A. J. Kierstead (Host):

And I'm assuming the dissenting opinion disagrees with you on that?

Buzz Scherr:

Yeah. There are two dissenting opinions, one by Justice Kavanaugh and the other by joined together Justice Thomas and Justice Alito, and they delve deeply into the meaning of words and originalism and textualism and interpretive jurisprudence for words.

Buzz Scherr:

But they tried to import a lot of the Constitutional conversation into understanding the statute, but the majority would have none of that. It was very interesting. It's a different form of textualism. It basically says well, the statute says sex. They must mean sex.

A. J. Kierstead (Host):

Now how would that be different... I mean are there other decisions to kind of... See, I'm a little apprehensive of the fact that... How was this different from a Constitutional decision?

Buzz Scherr:

It's not the Constitution and-

A. J. Kierstead (Host):

So because it's a statute they're given more leeway to interpret?

Buzz Scherr:

The words where they go about doing that in the Constitution, or the phrase or the clauses they go about doing that in the Constitution, they are... There is uncertainty about what they mean.

Buzz Scherr:

Let me give you an example. The confrontation clause in the Sixth Amendment says everyone shall have the right to confront the witnesses against them, okay? If that phrase is interpreted as in theory it means, then you would never allow hearsay in a criminal case, because the person who said the out of court thing, if they weren't in court they couldn't be confronted by the person against whom the statement is being offered.

Buzz Scherr:

The courts never interpreted the statute to mean that. They've understood... There's some additional words. They've understood that to not mean that. Now you can't... So Constitutional interpretation is different than statutory interpretation.

Buzz Scherr:

Statutory interpretation plays very much off of you take the plain meaning of a word as it's written and you assume that the legislature intended the word to mean what its plain meaning is.
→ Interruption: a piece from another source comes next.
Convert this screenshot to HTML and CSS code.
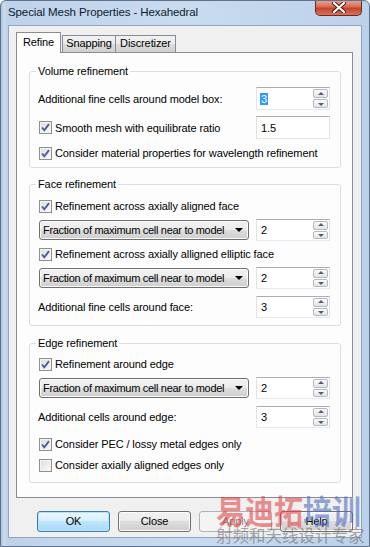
FILE: index.html
```html
<!doctype html>
<html>
  <head>
    <meta charset=utf-8>
    <title>Special Mesh Properties - Hexahedral</title>
    <link rel="stylesheet" href="styles.css">
  </head>
  <body>
    <div class=window>
      <div class=titlebar>
        <span class=title>Special Mesh Properties - Hexahedral</span>
        <div class=close>
          <svg width=14 height=11 viewBox="0 0 14 11"><path d="M2 1 L12 10 M12 1 L2 10" stroke="#4a1a12" stroke-width=4 stroke-linecap=round /><path d="M2 1 L12 10 M12 1 L2 10" stroke="#fff" stroke-width=2.2 stroke-linecap=round /></svg>
        </div>
      </div>

      <div class=client>
        <div class=tabs>
          <div class="tab active">Refine</div>
          <div class="tab snap">Snapping</div>
          <div class="tab disc">Discretizer</div>
        </div>

        <div class=panel>
          <fieldset class="group vol">
            <legend>Volume refinement</legend>
            <div class="row r23">
              <span class=label>Additional fine cells around model box:</span>
              <div class=spin><span class=sel>3</span><div class=arrows><i class=up></i><i class=down></i></div></div>
            </div>
            <div class="row r23 m6">
              <span class="check on"></span><span class=label>Smooth mesh with equilibrate ratio</span>
              <div class=spin>1.5</div>
            </div>
            <div class="row r18 m5">
              <span class="check on"></span><span class=label>Consider material properties for wavelength refinement</span>
            </div>
          </fieldset>

          <fieldset class="group face">
            <legend>Face refinement</legend>
            <div class="row r16">
              <span class="check on"></span><span class=label>Refinement across axially aligned face</span>
            </div>
            <div class="row r22 m5">
              <div class=combo>Fraction of maximum cell near to model<i class=caret></i></div>
              <div class=spin>2<div class=arrows><i class=up></i><i class=down></i></div></div>
            </div>
            <div class="row r16 m5">
              <span class="check on"></span><span class=label>Refinement across axially alligned elliptic face</span>
            </div>
            <div class="row r22 m5">
              <div class=combo>Fraction of maximum cell near to model<i class=caret></i></div>
              <div class=spin>2<div class=arrows><i class=up></i><i class=down></i></div></div>
            </div>
            <div class="row r22 m7">
              <span class=label>Additional fine cells around face:</span>
              <div class=spin>3<div class=arrows><i class=up></i><i class=down></i></div></div>
            </div>
          </fieldset>

          <fieldset class="group edge">
            <legend>Edge refinement</legend>
            <div class="row r16">
              <span class="check on"></span><span class=label>Refinement around edge</span>
            </div>
            <div class="row r22 m5">
              <div class=combo>Fraction of maximum cell near to model<i class=caret></i></div>
              <div class=spin>2<div class=arrows><i class=up></i><i class=down></i></div></div>
            </div>
            <div class="row r22 m7">
              <span class=label>Additional cells around edge:</span>
              <div class=spin>3<div class=arrows><i class=up></i><i class=down></i></div></div>
            </div>
            <div class="row r16 m8">
              <span class="check on"></span><span class=label>Consider PEC / lossy metal edges only</span>
            </div>
            <div class="row r16 m5">
              <span class=check></span><span class=label>Consider axially aligned edges only</span>
            </div>
          </fieldset>
        </div>

        <div class=buttons>
          <div class="btn default">OK</div>
          <div class=btn>Close</div>
          <div class="btn disabled">Apply</div>
          <div class=btn>Help</div>
        </div>
      </div>

      <div class=watermark>
        <div class=wm-big><span class=wm-red>易迪拓</span><span class=wm-blue>培训</span></div>
        <div class=wm-small>射频和天线设计专家</div>
      </div>
    </div>
  </body>
</html>
```

FILE: styles.css
```css
* { box-sizing: border-box }

body {
  margin: 0;
  font-family: 'Liberation Sans', Arial, sans-serif;
  font-size: 11px;
  letter-spacing: -0.1px;
  color: #000;
}

.window {
  position: relative;
  width: 370px;
  height: 547px;
  display: flex;
  flex-direction: column;
  padding: 0 7px 8px;
  border: 1px solid #5f728c;
  border-radius: 6px 6px 0 0;
  overflow: hidden;
  background:
    linear-gradient(90deg, #aac2df 0, #cddcef 3px, #bed2ea 6px, #c9dbef 50%, #bcd1ea 100%);
}

.titlebar {
  height: 24px;
  display: flex;
  justify-content: space-between;
  align-items: flex-start;
}
.title {
  margin: 5px 0 0 0;
  font-size: 11.5px;
  color: #0b1a2e;
}
.close {
  width: 47px;
  height: 16px;
  margin-top: -1px;
  border: 1px solid #6a2a20;
  border-top: none;
  border-radius: 0 0 5px 5px;
  background: linear-gradient(#e9a99a, #d56c55 45%, #c4442c 55%, #d9725a);
  display: flex;
  align-items: center;
  justify-content: center;
}

.client {
  flex: 1;
  display: flex;
  flex-direction: column;
  background: #f0f0f0;
  border: 1px solid #8fa6c4;
  padding: 6px 8px 5px 7px;
}

.tabs {
  display: flex;
  align-items: flex-end;
  height: 20px;
  position: relative;
  z-index: 1;
}
.tab {
  height: 17px;
  border: 1px solid #898c95;
  border-bottom: none;
  border-left: none;
  background: linear-gradient(#f2f2f2, #ebebeb 50%, #dddddd 50%, #cfcfcf);
  line-height: 15px;
  text-align: center;
}
.tab.active {
  width: 45px;
  height: 21px;
  margin-bottom: -1px;
  margin-right: 1px;
  border-left: 1px solid #898c95;
  background: #fdfdfd;
  line-height: 19px;
}
.tab.snap { width: 54px; border-left: 1px solid #898c95 }
.tab.disc { width: 60px }

.panel {
  flex: 1;
  border: 1px solid #898c95;
  background: #fdfdfd;
  padding: 0 11px 0 12px;
}

.group {
  min-width: 0;
  margin: 0;
  border: 1px solid #d5dfe5;
  border-radius: 3px;
  padding: 0 10px 6px 8px;
}
.group legend {
  padding: 0 2px;
  margin-left: -2px;
  line-height: 16px;
}
.vol { margin-top: 10px; padding-top: 8px; padding-bottom: 5px }
.face { margin-top: 8px; padding-top: 6px; padding-bottom: 7px }
.edge { margin-top: 9px; padding-top: 5px; padding-bottom: 9px }

.row {
  display: flex;
  align-items: center;
}
.row .label { flex: 1; white-space: nowrap }
.r16 { height: 16px }
.r18 { height: 18px }
.r22 { height: 22px }
.r23 { height: 23px }
.m5 { margin-top: 5px }
.m6 { margin-top: 6px }
.m7 { margin-top: 7px }
.m8 { margin-top: 8px }

.check {
  width: 13px;
  height: 13px;
  margin: 0 3px 0 1px;
  border: 1px solid #8e8f8f;
  background: linear-gradient(135deg, #dcdcdc, #fbfbfb);
  box-shadow: inset 0 0 0 1px #f4f4f4;
}
.check.on {
  background:
    url("data:image/svg+xml,%3Csvg xmlns='http://www.w3.org/2000/svg' width='11' height='11'%3E%3Cpath d='M2 5.5 L4.3 8.3 L9 2.2' fill='none' stroke='%234a5f95' stroke-width='1.9'/%3E%3C/svg%3E") center no-repeat,
    linear-gradient(135deg, #dcdcdc, #fbfbfb);
}

.spin {
  position: relative;
  width: 74px;
  height: 100%;
  margin-left: auto;
  border: 1px solid #abadb3;
  border-color: #abadb3 #e2e3ea #e3e9ef #e2e3ea;
  background: #fff;
  padding-left: 4px;
  display: flex;
  align-items: center;
}
.spin .sel {
  background: #3399ff;
  color: #fff;
  padding: 0 1px;
  margin-left: -1px;
}
.arrows {
  position: absolute;
  right: 1px;
  top: 1px;
  bottom: 1px;
  width: 15px;
  display: flex;
  flex-direction: column;
  gap: 1px;
}
.arrows i {
  flex: 1;
  position: relative;
  border: 1px solid #b6b9bd;
  border-radius: 2px;
  background: linear-gradient(#fbfbfb, #e4e4e4);
}
.arrows i::after {
  content: '';
  position: absolute;
  left: 50%;
  top: 50%;
  margin: -2px 0 0 -3px;
  border-left: 3px solid transparent;
  border-right: 3px solid transparent;
}
.arrows .up::after { border-bottom: 3px solid #4c607a }
.arrows .down::after { border-top: 3px solid #4c607a; margin-top: -1px }

.combo {
  position: relative;
  width: 210px;
  height: 20px;
  margin-left: 1px;
  border: 1px solid #707070;
  border-radius: 3px;
  background: linear-gradient(#f2f2f2, #ebebeb 50%, #dddddd 50%, #cfcfcf);
  box-shadow: inset 0 0 0 1px #fbfbfb;
  padding-left: 3px;
  line-height: 18px;
  letter-spacing: -0.3px;
  white-space: nowrap;
}
.caret {
  position: absolute;
  right: 5px;
  top: 7px;
  border-left: 4px solid transparent;
  border-right: 4px solid transparent;
  border-top: 4px solid #000;
}

.buttons {
  display: flex;
  justify-content: flex-end;
  gap: 8px;
  margin-top: 13px;
}
.btn {
  width: 73px;
  height: 21px;
  border: 1px solid #707070;
  border-radius: 3px;
  background: linear-gradient(#f2f2f2, #ebebeb 50%, #dddddd 50%, #cfcfcf);
  box-shadow: inset 0 0 0 1px #fbfbfb;
  text-align: center;
  line-height: 19px;
}
.btn.default {
  border-color: #3c7fb1;
  background: linear-gradient(#eaf6fd, #d9f0fc 50%, #bee6fd 50%, #a7d9f5);
  box-shadow: inset 0 0 0 1px #b8e0f6;
}
.btn.disabled {
  border-color: #adb2b5;
  background: #f4f4f4;
  box-shadow: none;
  color: #838383;
}

.watermark {
  position: absolute;
  left: 215px;
  top: 490px;
  font-family: 'Noto Sans CJK SC', sans-serif;
  letter-spacing: 0;
  white-space: nowrap;
  pointer-events: none;
}
.wm-big {
  font-size: 29px;
  font-weight: bold;
  line-height: 32px;
  transform: scaleY(1.15);
  transform-origin: top left;
}
.wm-red { color: rgba(225, 70, 72, .6) }
.wm-blue { color: rgba(80, 110, 190, .6) }
.wm-small {
  margin-top: 3px;
  font-size: 16.5px;
  line-height: 18px;
  color: rgba(110, 110, 110, .6);
}
```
Only when you start to get statutes that use the word unreasonable or something like that, or does this person have a duty of care, or the word privacy in a statute. The word privacy does not appear in the US Constitution, but the word privacy in a statute, or unreasonable, or duty of care.

Buzz Scherr:

On their face it's a little unclear, more than a little unclear what the word unreasonable means. So then you look at the legislative intent when that's going on. But that was not the case... The majority opinion said unambiguously that's not the case here.

A. J. Kierstead (Host):

What sort of leeway do you predict be given to religious organizations or companies like that, like Hobby Lobby for example, as something in the past? It's not directly this, but there was religious leeway given on the decision. An obvious example with this specifically would be like a religious school with an individual teaching ethics based curriculum or something like that.

A. J. Kierstead (Host):

Do you predict there to be cases or decisions going forward to kind of narrow down what exactly this protects?

Buzz Scherr:

I think there will continue to be challenges from the religious right in terms of what they mean under Title VII, what religious liberty means under Title VII. I really don't have any prediction. It's not an area of my specialty, so I try and shy away from predictions in things that I don't know much about, although it makes it easier to predict.

Buzz Scherr:

I think that litigation is going to go on and on, and I know the religious right and the conservative movement is all aflutter about Justice Roberts and Justice Gorsuch abandoning them. One conservative commentator dramatically overstated the effect of this opinion, the Bostock opinion, by saying, "The conservative legal movement is over." So once again the sky is falling, but things will settle-

A. J. Kierstead (Host):

Typical 2020 politics.

Buzz Scherr:

Right. Things will settle down and we'll see how these things play out going forward.